# cheap vertical t5 lamp?



## HooDLuMcorp (Sep 23, 2007)

hey growers, im new to this site and im about to start my indoor grow very soon. haha ive done alot of research and its becoming addicting

i need u guys' advice on this lighting system, im not understanding if this site is selling just the fixture or the fixture with bulbs.

http://www.hydroponics.net/i/133212

the link says *Inner Sun 48 Fluorescent - 4 Foot, 8 Lamp Grow Light - 4 Warm, 4 Cool Bulbs *which tells me theyre selling it with bulbs included.

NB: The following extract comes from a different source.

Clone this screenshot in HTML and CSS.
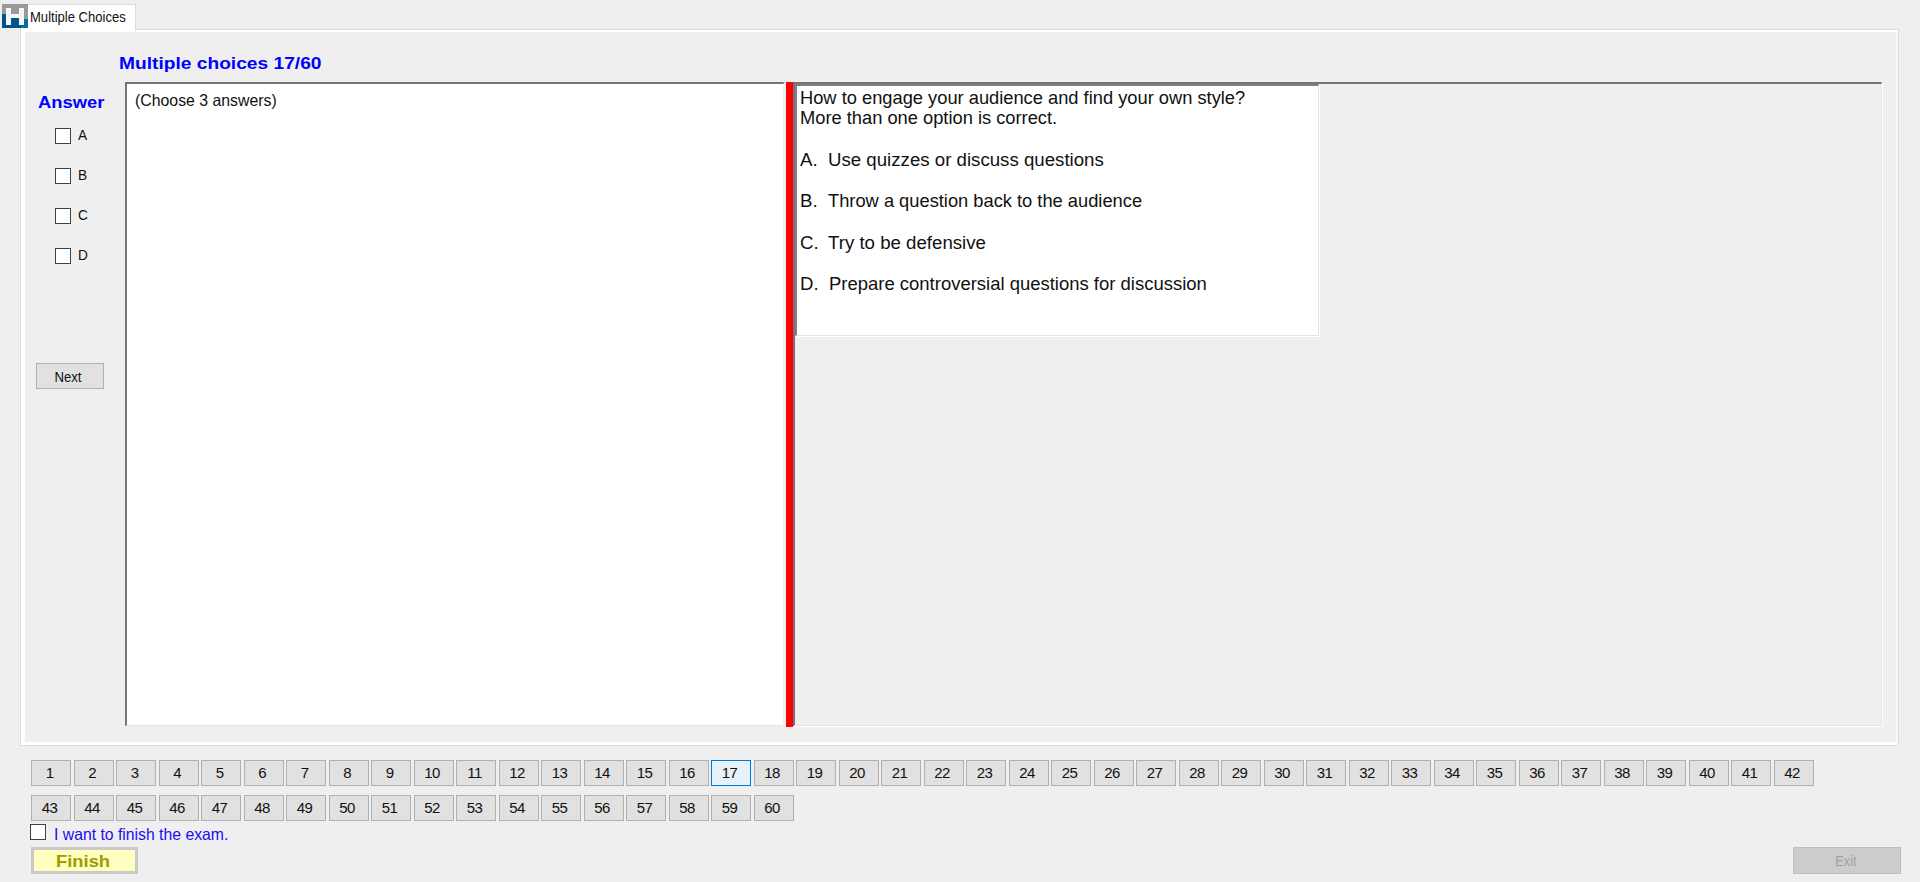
FILE: index.html
```html
<!DOCTYPE html>
<html lang="en">
<head>
<meta charset="utf-8">
<title>Multiple Choices</title>
<link rel="stylesheet" href="styles.css">
</head>
<body>
<div class="window">
  <header class="tabs">
    <svg class="logo" width="26" height="24" viewBox="0 0 26 24">
      <path fill="#999" d="M0 0h26v15H0z"/>
      <path fill="#005487" d="M0 10h26v14H0z"/>
      <path fill="#006baf" d="M20 14h6v10h-7z"/>
      <path fill="#999" d="M0 0h26v15h-4V9H0z"/>
      <path fill="#f4f6f8" d="M4 4h5v6h8V4h5v17h-5v-7H9v7H4z"/>
    </svg>
    <div class="tab"><span class="t tab-label">Multiple Choices</span></div>
  </header>
  <main class="panel">
    <h1 class="heading"><span class="t">Multiple choices 17/60</span></h1>
    <div class="work">
      <aside class="side">
        <h2 class="answer"><span class="t">Answer</span></h2>
        <div class="options">
          <label class="option"><i class="box"></i><span class="t">A</span></label>
          <label class="option"><i class="box"></i><span class="t">B</span></label>
          <label class="option"><i class="box"></i><span class="t">C</span></label>
          <label class="option"><i class="box"></i><span class="t">D</span></label>
        </div>
        <button class="btn next"><span class="t">Next</span></button>
      </aside>
      <section class="notes"><span class="t">(Choose 3 answers)</span></section>
      <div class="splitter"></div>
      <section class="viewer">
        <div class="question">
          <p><span class="t q1">How to engage your audience and find your own style?</span></p>
          <p><span class="t q2">More than one option is correct.</span></p>
          <p class="choice"><b>A.</b><span class="t q3">Use quizzes or discuss questions</span></p>
          <p class="choice"><b>B.</b><span class="t q4">Throw a question back to the audience</span></p>
          <p class="choice"><b>C.</b><span class="t q5">Try to be defensive</span></p>
          <p class="choice"><b>D.</b><span class="t q6">Prepare controversial questions for discussion</span></p>
        </div>
      </section>
    </div>
  </main>
  <nav class="numbers">
    <button class="btn">1</button><button class="btn">2</button><button class="btn">3</button><button class="btn">4</button><button class="btn">5</button><button class="btn">6</button><button class="btn">7</button><button class="btn">8</button><button class="btn">9</button><button class="btn">10</button>
    <button class="btn">11</button><button class="btn">12</button><button class="btn">13</button><button class="btn">14</button><button class="btn">15</button><button class="btn">16</button><button class="btn current">17</button><button class="btn">18</button><button class="btn">19</button><button class="btn">20</button>
    <button class="btn">21</button><button class="btn">22</button><button class="btn">23</button><button class="btn">24</button><button class="btn">25</button><button class="btn">26</button><button class="btn">27</button><button class="btn">28</button><button class="btn">29</button><button class="btn">30</button>
    <button class="btn">31</button><button class="btn">32</button><button class="btn">33</button><button class="btn">34</button><button class="btn">35</button><button class="btn">36</button><button class="btn">37</button><button class="btn">38</button><button class="btn">39</button><button class="btn">40</button>
    <button class="btn">41</button><button class="btn">42</button><button class="btn">43</button><button class="btn">44</button><button class="btn">45</button><button class="btn">46</button><button class="btn">47</button><button class="btn">48</button><button class="btn">49</button><button class="btn">50</button>
    <button class="btn">51</button><button class="btn">52</button><button class="btn">53</button><button class="btn">54</button><button class="btn">55</button><button class="btn">56</button><button class="btn">57</button><button class="btn">58</button><button class="btn">59</button><button class="btn">60</button>
  </nav>
  <label class="confirm"><i class="box"></i><span class="t">I want to finish the exam.</span></label>
  <footer class="footer">
    <button class="finish"><span class="t">Finish</span></button>
    <button class="exit" disabled><span class="t">Exit</span></button>
  </footer>
</div>
</body>
</html>
```
FILE: styles.css
```css
* { box-sizing: border-box; }
body {
  margin: 0;
  background: #efefef;
  color: #111;
  font: 15px/20px "Liberation Sans", Arial, sans-serif;
}
h1, h2, p { margin: 0; }
button {
  font: inherit;
  color: inherit;
  padding: 0;
  border-radius: 0;
}
.window {
  position: relative;
  width: 1920px;
  height: 882px;
  overflow: hidden;
}
.t {
  display: inline-block;
  white-space: nowrap;
  transform-origin: 0 50%;
}

/* tab strip */
.tabs {
  height: 29px;
  padding: 4px 0 0 20px;
}
.logo {
  position: absolute;
  left: 2px;
  top: 4px;
  z-index: 2;
}
.tab {
  position: relative;
  z-index: 1;
  width: 116px;
  height: 27px;
  padding: 2px 0 0 9px;
  background: #fff;
  border: 1px solid #dcdcdc;
  border-bottom: 0;
}
.tab-label { font-size: 15px; line-height: 20px; transform: scaleX(.87); margin-top: -1px; }

/* tab page */
.panel {
  width: 1879px;
  height: 717px;
  margin-left: 20px;
  border: 1px solid #dcdcdc;
  box-shadow: inset 4px 0 #fff, inset 0 2px #fff, inset 0 -3px #fff, inset -2px 0 #f8f8f8;
}
.heading {
  height: 52px;
  padding: 24px 0 0 98px;
  color: #0000ff;
  font-size: 17px;
  line-height: 20px;
}
.heading .t { transform: scaleX(1.128); }
.work {
  display: flex;
  height: 644px;
}
.side {
  width: 104px;
  padding: 11px 0 0 15px;
}
.answer {
  padding-left: 2px;
  color: #0000ff;
  font-size: 17px;
  line-height: 20px;
}
.answer .t { transform: scaleX(1.08); }
.options {
  display: flex;
  flex-direction: column;
  gap: 24px;
  padding: 15px 0 0 19px;
}
.option {
  display: flex;
  align-items: center;
  gap: 7px;
  height: 16px;
}
.option .t { transform: scaleX(.88); margin-top: -2px; font-size: 15.5px; }
.box {
  width: 16px;
  height: 16px;
  background: #fff;
  border: 1px solid #404040;
}
.btn {
  display: block;
  width: 40px;
  height: 26px;
  background: #e1e1e1;
  border: 1px solid #b0b0b0;
  line-height: 24px;
  text-align: center;
}
.next {
  width: 68px;
  margin-top: 99px;
}
.next .t { transform: scaleX(.85); transform-origin: 50% 50%; margin: 1px 0 0 -4px; font-size: 15.5px; }
.notes {
  width: 660px;
  padding: 6px 0 0 8px;
  background: #fff;
  border: 2px solid #747474;
  border-right-color: #eee;
  border-bottom: 1px solid #e4e4e4;
}
.notes .t { font-size: 16.5px; transform: scaleX(.96); }
.splitter {
  width: 7px;
  margin-left: 1px;
  height: 645px;
  background: #f00;
}
.viewer {
  width: 1089px;
  border: 2px solid #747474;
  border-right: 1px solid #e4e4e4;
  border-bottom: 1px solid #e4e4e4;
  box-shadow: 1px 1px #fff;
}
.question {
  width: 524px;
  height: 252px;
  padding: 2px 0 0 3px;
  background: #fff;
  border: 2px solid #808080;
  border-right: 1px solid #e4e4e4;
  border-bottom: 1px solid #e4e4e4;
  box-shadow: 1px 1px #fff;
  font-size: 18.67px;
  line-height: 20.7px;
}
.question p { height: 20.7px; }
.question .choice {
  display: flex;
  margin: 20.7px 0 0;
}
.choice b { width: 28px; font-weight: 400; }
.q1, .q4 { transform: scaleX(.98); }
.q2 { transform: translateY(-1px) scaleX(.98); }
.q6 { transform: translateX(1px) scaleX(.99); }

/* question navigation */
.numbers {
  display: flex;
  flex-wrap: wrap;
  gap: 9px 2.5px;
  width: 1790px;
  margin: 14px 0 0 31px;
}
.numbers .btn {
  padding: 0 3px 0 0;
  font-size: 15px;
  letter-spacing: -.6px;
}
.numbers .current {
  background: #e5f1fb;
  border-color: #0078d7;
}

.confirm {
  display: flex;
  align-items: flex-start;
  gap: 8px;
  height: 25px;
  margin: 3px 0 0 30px;
  color: #1c0cf0;
}
.confirm .t { font-size: 16.5px; line-height: 20px; transform: scaleX(.955); }
.footer {
  display: flex;
  justify-content: space-between;
  width: 1870px;
  margin: -2px 0 0 31px;
}
.finish {
  width: 107px;
  height: 27px;
  background: #ffffc0;
  border: 3px solid #c9c9c9;
  color: #a09a00;
  font-size: 17px;
  font-weight: 700;
  line-height: 21px;
}
.finish .t { transform-origin: 50% 50%; transform: scaleX(1.08); margin: 1px 0 0 -3px; }
.exit {
  width: 108px;
  height: 27px;
  background: #ccc;
  border: 1px solid #bfbfbf;
  color: #a2a2a2;
  line-height: 24px;
}
.exit .t { transform-origin: 50% 50%; transform: scaleX(.82); margin-left: -2px; font-size: 15.5px; }
```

well lets just pretend theyre not selling the system with bulbs - you can click either of the two options - *Add Eight Warm bulbs or Add Eight Cool for $0.00*. That means the price still comes out to $99. This seems like a error to me cuz ive searched this lighting system on ebay and this thing prices alot more than this site claims. 

What do you guys think?


----------



## whoawhoa (Sep 23, 2007)

I'm pretty sure it's the fixture and the bulbs... what watt are they?


----------



## HooDLuMcorp (Sep 23, 2007)

The Inner Sun T5 4 foot fluorescent grow lights are high output and very efficient lights. *Each bulb emits 5000 lumens of light using only 54 watts of power yielding 92 lumens per watt!* This is more than some halide and sodium lamps. The fixtures have a 95% reflective aluminum reflector so most of the light is sent out on the plants. The ballasts are electronic solid state and operate very quietly. Two year warranty on the fixture and one year on the lamps.

The lamps are available in cool, 6500 Kelvin and warm, 3000 Kelvin. The cool lamps emit a more natural blue light and work well for plants with lots of foliage. The warm lamps are more yellow-orange in color and work well for seed starting and flowering plants.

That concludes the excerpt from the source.